TASK TO COMPLETE:
Leave out the pictures and repeat the data exactly.
# # # # #
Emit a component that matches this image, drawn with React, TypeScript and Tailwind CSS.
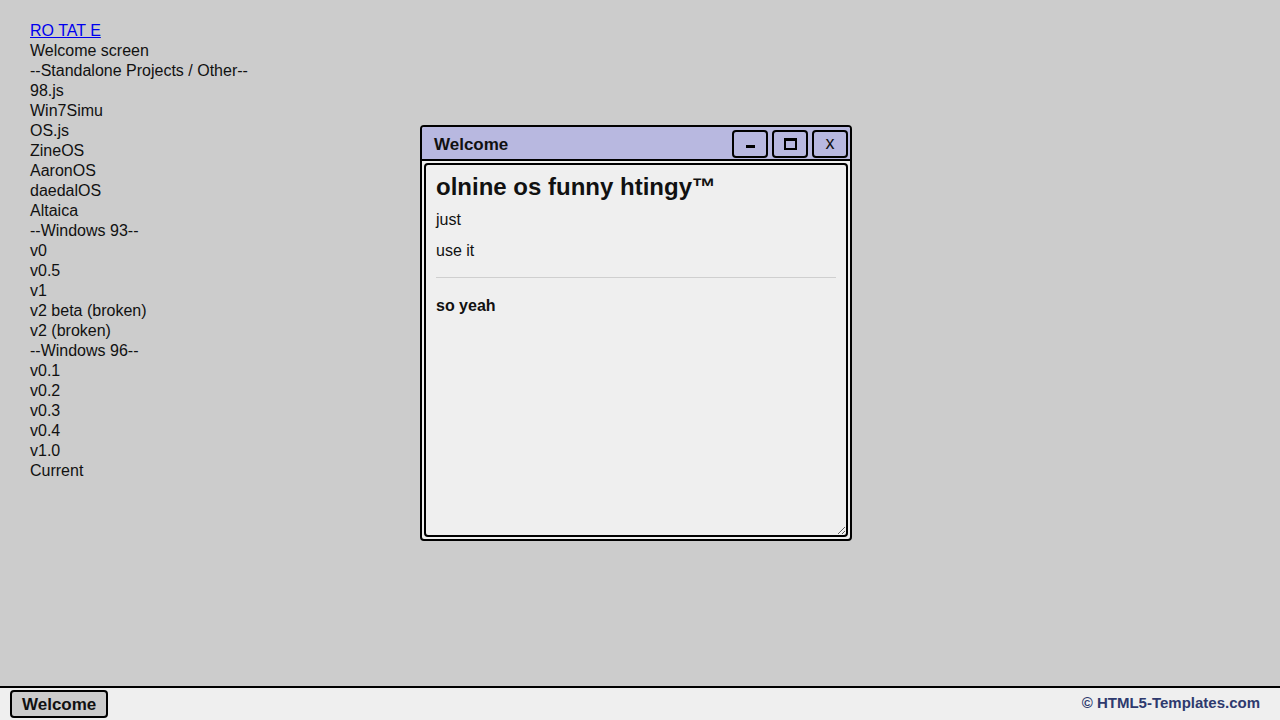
import React from "react"

const links = [
  "Welcome screen",
  "--Standalone Projects / Other--",
  "98.js",
  "Win7Simu",
  "OS.js",
  "ZineOS",
  "AaronOS",
  "daedalOS",
  "Altaica",
  "--Windows 93--",
  "v0",
  "v0.5",
  "v1",
  "v2 beta (broken)",
  "v2 (broken)",
  "--Windows 96--",
  "v0.1",
  "v0.2",
  "v0.3",
  "v0.4",
  "v1.0",
  "Current",
]

function TitleButton({ children }: { children: React.ReactNode }) {
  return (
    <button className="w-[36px] h-[28px] flex items-center justify-center border-2 border-black rounded-[4px] bg-[#b8b8e0] text-[18px] leading-none text-[#111]">
      {children}
    </button>
  )
}

export default function App() {
  return (
    <div
      className="h-screen w-full flex flex-col bg-[#cccccc] text-[#111] overflow-hidden"
      style={{ fontFamily: '"Liberation Sans", Arial, sans-serif' }}
    >
      <div className="relative flex-1">
        <ul className="pt-[21px] pl-[30px] text-[16px] leading-[20px]">
          <li>
            <a href="#" className="text-[#0000ee] underline">
              RO TAT E
            </a>
          </li>
          {links.map((l) => (
            <li key={l}>{l}</li>
          ))}
        </ul>

        <div className="absolute left-[420px] top-[125px] w-[432px] h-[416px] flex flex-col border-2 border-black rounded-[4px] bg-[#efefef] overflow-hidden">
          <div className="h-[34px] flex items-center justify-between pl-[12px] pr-[2px] pt-[1px] bg-[#b8b8e0] border-b-2 border-black">
            <span className="font-bold text-[17px] mt-[3px]">Welcome</span>
            <div className="flex gap-[4px]">
              <TitleButton>
                <span className="block w-[9px] h-[3px] bg-black mt-[6px]" />
              </TitleButton>
              <TitleButton>
                <span className="block w-[13px] h-[12px] border-2 border-t-[3px] border-black" />
              </TitleButton>
              <TitleButton>
                <span className="text-[18px] -mt-[1px]">x</span>
              </TitleButton>
            </div>
          </div>
          <div className="flex-1 p-[2px] min-h-0">
            <div className="h-full border-2 border-black rounded-[4px] px-[10px] pt-[8px] overflow-auto resize bg-[#efefef]">
              <h1 className="text-[24px] leading-[28px] font-bold">olnine os funny htingy™</h1>
              <p className="mt-[9px] text-[16px] leading-[20px]">just</p>
              <p className="mt-[11px] text-[16px] leading-[20px]">use it</p>
              <hr className="mt-[16px] border-t border-[#cfcfcf]" />
              <p className="mt-[18px] text-[16px] leading-[20px] font-bold">so yeah</p>
            </div>
          </div>
        </div>
      </div>

      <div className="h-[34px] flex items-start justify-between border-t-2 border-black bg-[#efefef] pl-[10px] pr-[20px]">
        <button className="h-[28px] mt-[2px] px-[10px] bg-[#cccccc] border-2 border-black rounded-[4px] font-bold text-[17px] leading-none">
          Welcome
        </button>
        <span className="mt-[6px] font-bold text-[15px] leading-[18px] text-[#2e3a6e]">© HTML5-Templates.com</span>
      </div>
    </div>
  )
}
# # # # #
OUTPUT BELOW:
Emit a component that matches this image, drawn with React, TypeScript and Tailwind CSS.
import React from "react"

const links = [
  "Welcome screen",
  "--Standalone Projects / Other--",
  "98.js",
  "Win7Simu",
  "OS.js",
  "ZineOS",
  "AaronOS",
  "daedalOS",
  "Altaica",
  "--Windows 93--",
  "v0",
  "v0.5",
  "v1",
  "v2 beta (broken)",
  "v2 (broken)",
  "--Windows 96--",
  "v0.1",
  "v0.2",
  "v0.3",
  "v0.4",
  "v1.0",
  "Current",
]

function TitleButton({ children }: { children: React.ReactNode }) {
  return (
    <button className="w-[36px] h-[28px] flex items-center justify-center border-2 border-black rounded-[4px] bg-[#b8b8e0] text-[18px] leading-none text-[#111]">
      {children}
    </button>
  )
}

export default function App() {
  return (
    <div
      className="h-screen w-full flex flex-col bg-[#cccccc] text-[#111] overflow-hidden"
      style={{ fontFamily: '"Liberation Sans", Arial, sans-serif' }}
    >
      <div className="relative flex-1">
        <ul className="pt-[21px] pl-[30px] text-[16px] leading-[20px]">
          <li>
            <a href="#" className="text-[#0000ee] underline">
              RO TAT E
            </a>
          </li>
          {links.map((l) => (
            <li key={l}>{l}</li>
          ))}
        </ul>

        <div className="absolute left-[420px] top-[125px] w-[432px] h-[416px] flex flex-col border-2 border-black rounded-[4px] bg-[#efefef] overflow-hidden">
          <div className="h-[34px] flex items-center justify-between pl-[12px] pr-[2px] pt-[1px] bg-[#b8b8e0] border-b-2 border-black">
            <span className="font-bold text-[17px] mt-[3px]">Welcome</span>
            <div className="flex gap-[4px]">
              <TitleButton>
                <span className="block w-[9px] h-[3px] bg-black mt-[6px]" />
              </TitleButton>
              <TitleButton>
                <span className="block w-[13px] h-[12px] border-2 border-t-[3px] border-black" />
              </TitleButton>
              <TitleButton>
                <span className="text-[18px] -mt-[1px]">x</span>
              </TitleButton>
            </div>
          </div>
          <div className="flex-1 p-[2px] min-h-0">
            <div className="h-full border-2 border-black rounded-[4px] px-[10px] pt-[8px] overflow-auto resize bg-[#efefef]">
              <h1 className="text-[24px] leading-[28px] font-bold">olnine os funny htingy™</h1>
              <p className="mt-[9px] text-[16px] leading-[20px]">just</p>
              <p className="mt-[11px] text-[16px] leading-[20px]">use it</p>
              <hr className="mt-[16px] border-t border-[#cfcfcf]" />
              <p className="mt-[18px] text-[16px] leading-[20px] font-bold">so yeah</p>
            </div>
          </div>
        </div>
      </div>

      <div className="h-[34px] flex items-start justify-between border-t-2 border-black bg-[#efefef] pl-[10px] pr-[20px]">
        <button className="h-[28px] mt-[2px] px-[10px] bg-[#cccccc] border-2 border-black rounded-[4px] font-bold text-[17px] leading-none">
          Welcome
        </button>
        <span className="mt-[6px] font-bold text-[15px] leading-[18px] text-[#2e3a6e]">© HTML5-Templates.com</span>
      </div>
    </div>
  )
}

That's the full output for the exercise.